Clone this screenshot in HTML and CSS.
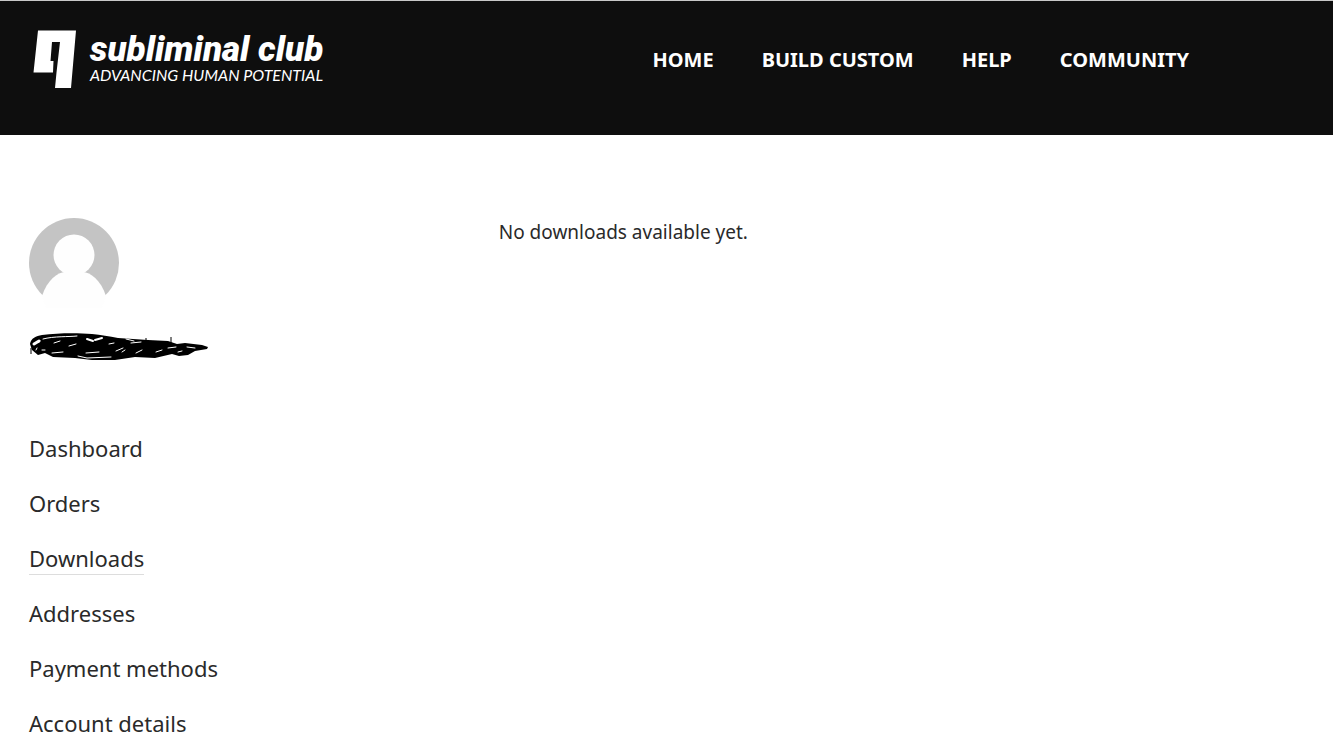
FILE: index.html
```
<!DOCTYPE html>
<html lang="en">
  <head>
    <meta charset="utf-8">
    <title>Downloads - Subliminal Club</title>
    <link rel="stylesheet" href="styles.css">
  </head>
  <body>
    <header class="site-header">
      <a class="logo" href="#">
        <svg class="logo-mark" viewBox="0 0 44 60" width="44" height="60" aria-hidden="true">
          <path fill="#fff" fill-rule="evenodd" d="M5 1.500H43L38 59H22L23.500 43.500H.5ZM19 13L17.500 32H20.500L20 43.500H23.500L27 13Z"/>
        </svg>
        <span class="logo-text">
          <span class="logo-name">subliminal club</span>
          <span class="logo-tagline">ADVANCING HUMAN POTENTIAL</span>
        </span>
      </a>
      <nav class="main-nav">
        <a href="#">HOME</a>
        <a href="#">BUILD CUSTOM</a>
        <a href="#">HELP</a>
        <a href="#">COMMUNITY</a>
      </nav>
    </header>
    <main class="account">
      <aside class="sidebar">
        <svg class="avatar" viewBox="0 0 90 90" width="90" height="90" role="img" aria-label="Avatar">
          <circle cx="45" cy="45" r="45" fill="#c4c4c4"/>
          <circle cx="45" cy="37" r="20.500" fill="#fefefe"/>
          <path fill="#fefefe" d="M13 78C18 62 29 54 36 54H54C61 54 72 62 77 78L72 91H18Z"/>
        </svg>
        <svg class="username" viewBox="0 0 184 32" width="184" height="32" aria-hidden="true">
          <path d="M1 14C2 8 7 6 13 5C29 3 48 3 63 4C72 5 80 6 89 8L119 10L139 11L148 14L156 13L173 15L179 17L178 19L166 21L159 25L150 26L143 24L126 28L106 27L86 30H63L46 28L24 27L16 23L9 25L3 20Z"/>
          <g fill="none" stroke="#fff" stroke-width="1" stroke-linecap="round">
            <path stroke-width="3" d="M5 14L10 11"/>
            <path d="M14 9C25 6 40 7 48 6"/>
            <path stroke-width="2" d="M58 9L64 11M66 10L73 8"/>
            <path d="M25 13L31 11M40 16L47 14M23 23L34 22M49 26L58 28L82 27M57 23L70 22"/>
            <path d="M87 21L94 18M93 22L96 20M102 13L112 12M107 23L113 20M127 22L133 20M139 18L147 17M158 17L166 18M149 22L153 21"/>
            <path d="M7 20L8 18M13 20H16M97 9L105 11M80 14L85 13"/>
          </g>
          <path fill="none" stroke="#000" stroke-width="1" d="M2 18V24M117 8V12M142 7V13"/>
        </svg>
        <nav class="account-nav">
          <a href="#">Dashboard</a>
          <a href="#">Orders</a>
          <a href="#" class="active">Downloads</a>
          <a href="#">Addresses</a>
          <a href="#">Payment methods</a>
          <a href="#">Account details</a>
        </nav>
      </aside>
      <section class="content">
        <p>No downloads available yet.</p>
      </section>
    </main>
  </body>
</html>
```
FILE: styles.css
```
* { box-sizing: border-box; }
body { margin: 0; background: #fff; color: #2a2a2a; font-family: "Noto Sans", sans-serif; }
a { color: inherit; text-decoration: none; }

.site-header { display: flex; align-items: flex-start; justify-content: space-between; height: 135px; padding: 28px 144px 0 33px; background: #0e0e0e; border-top: 1px solid #c8c8c8; color: #fff; }
.logo { display: flex; gap: 13px; }
.logo-text { display: flex; flex-direction: column; white-space: nowrap; }
.logo-name { font: italic 900 35px/38px Roboto, sans-serif; padding-top: 2px; }
.logo-tagline { font: italic 400 16px/12px Lato, sans-serif; }
.main-nav { display: flex; gap: 48px; font-size: 20px; font-weight: 700; line-height: 62px; white-space: nowrap; }

.account { display: grid; grid-template-columns: 7fr 12fr; padding: 83px 29px 0; }
.sidebar { display: flex; flex-direction: column; align-items: flex-start; }
.avatar { display: block; }
.username { display: block; margin-top: 22px; }
.account-nav { display: flex; flex-direction: column; align-items: flex-start; gap: 24px; margin-top: 72px; font-size: 22px; line-height: 28px; }
.account-nav a { padding-bottom: 2px; border-bottom: 1px solid transparent; }
.account-nav .active { border-color: #ddd; }
.content { font-size: 19px; line-height: 28px; }
.content p { margin: 0; }
```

# # # # # # #

## Goal
Reproduce the material in its entirety and word for word, without the pictures.

## Answer in full
Clone this screenshot in HTML and CSS.
FILE: index.html
```
<!DOCTYPE html>
<html lang="en">
  <head>
    <meta charset="utf-8">
    <title>Downloads - Subliminal Club</title>
    <link rel="stylesheet" href="styles.css">
  </head>
  <body>
    <header class="site-header">
      <a class="logo" href="#">
        <svg class="logo-mark" viewBox="0 0 44 60" width="44" height="60" aria-hidden="true">
          <path fill="#fff" fill-rule="evenodd" d="M5 1.500H43L38 59H22L23.500 43.500H.5ZM19 13L17.500 32H20.500L20 43.500H23.500L27 13Z"/>
        </svg>
        <span class="logo-text">
          <span class="logo-name">subliminal club</span>
          <span class="logo-tagline">ADVANCING HUMAN POTENTIAL</span>
        </span>
      </a>
      <nav class="main-nav">
        <a href="#">HOME</a>
        <a href="#">BUILD CUSTOM</a>
        <a href="#">HELP</a>
        <a href="#">COMMUNITY</a>
      </nav>
    </header>
    <main class="account">
      <aside class="sidebar">
        <svg class="avatar" viewBox="0 0 90 90" width="90" height="90" role="img" aria-label="Avatar">
          <circle cx="45" cy="45" r="45" fill="#c4c4c4"/>
          <circle cx="45" cy="37" r="20.500" fill="#fefefe"/>
          <path fill="#fefefe" d="M13 78C18 62 29 54 36 54H54C61 54 72 62 77 78L72 91H18Z"/>
        </svg>
        <svg class="username" viewBox="0 0 184 32" width="184" height="32" aria-hidden="true">
          <path d="M1 14C2 8 7 6 13 5C29 3 48 3 63 4C72 5 80 6 89 8L119 10L139 11L148 14L156 13L173 15L179 17L178 19L166 21L159 25L150 26L143 24L126 28L106 27L86 30H63L46 28L24 27L16 23L9 25L3 20Z"/>
          <g fill="none" stroke="#fff" stroke-width="1" stroke-linecap="round">
            <path stroke-width="3" d="M5 14L10 11"/>
            <path d="M14 9C25 6 40 7 48 6"/>
            <path stroke-width="2" d="M58 9L64 11M66 10L73 8"/>
            <path d="M25 13L31 11M40 16L47 14M23 23L34 22M49 26L58 28L82 27M57 23L70 22"/>
            <path d="M87 21L94 18M93 22L96 20M102 13L112 12M107 23L113 20M127 22L133 20M139 18L147 17M158 17L166 18M149 22L153 21"/>
            <path d="M7 20L8 18M13 20H16M97 9L105 11M80 14L85 13"/>
          </g>
          <path fill="none" stroke="#000" stroke-width="1" d="M2 18V24M117 8V12M142 7V13"/>
        </svg>
        <nav class="account-nav">
          <a href="#">Dashboard</a>
          <a href="#">Orders</a>
          <a href="#" class="active">Downloads</a>
          <a href="#">Addresses</a>
          <a href="#">Payment methods</a>
          <a href="#">Account details</a>
        </nav>
      </aside>
      <section class="content">
        <p>No downloads available yet.</p>
      </section>
    </main>
  </body>
</html>
```
FILE: styles.css
```
* { box-sizing: border-box; }
body { margin: 0; background: #fff; color: #2a2a2a; font-family: "Noto Sans", sans-serif; }
a { color: inherit; text-decoration: none; }

.site-header { display: flex; align-items: flex-start; justify-content: space-between; height: 135px; padding: 28px 144px 0 33px; background: #0e0e0e; border-top: 1px solid #c8c8c8; color: #fff; }
.logo { display: flex; gap: 13px; }
.logo-text { display: flex; flex-direction: column; white-space: nowrap; }
.logo-name { font: italic 900 35px/38px Roboto, sans-serif; padding-top: 2px; }
.logo-tagline { font: italic 400 16px/12px Lato, sans-serif; }
.main-nav { display: flex; gap: 48px; font-size: 20px; font-weight: 700; line-height: 62px; white-space: nowrap; }

.account { display: grid; grid-template-columns: 7fr 12fr; padding: 83px 29px 0; }
.sidebar { display: flex; flex-direction: column; align-items: flex-start; }
.avatar { display: block; }
.username { display: block; margin-top: 22px; }
.account-nav { display: flex; flex-direction: column; align-items: flex-start; gap: 24px; margin-top: 72px; font-size: 22px; line-height: 28px; }
.account-nav a { padding-bottom: 2px; border-bottom: 1px solid transparent; }
.account-nav .active { border-color: #ddd; }
.content { font-size: 19px; line-height: 28px; }
.content p { margin: 0; }
```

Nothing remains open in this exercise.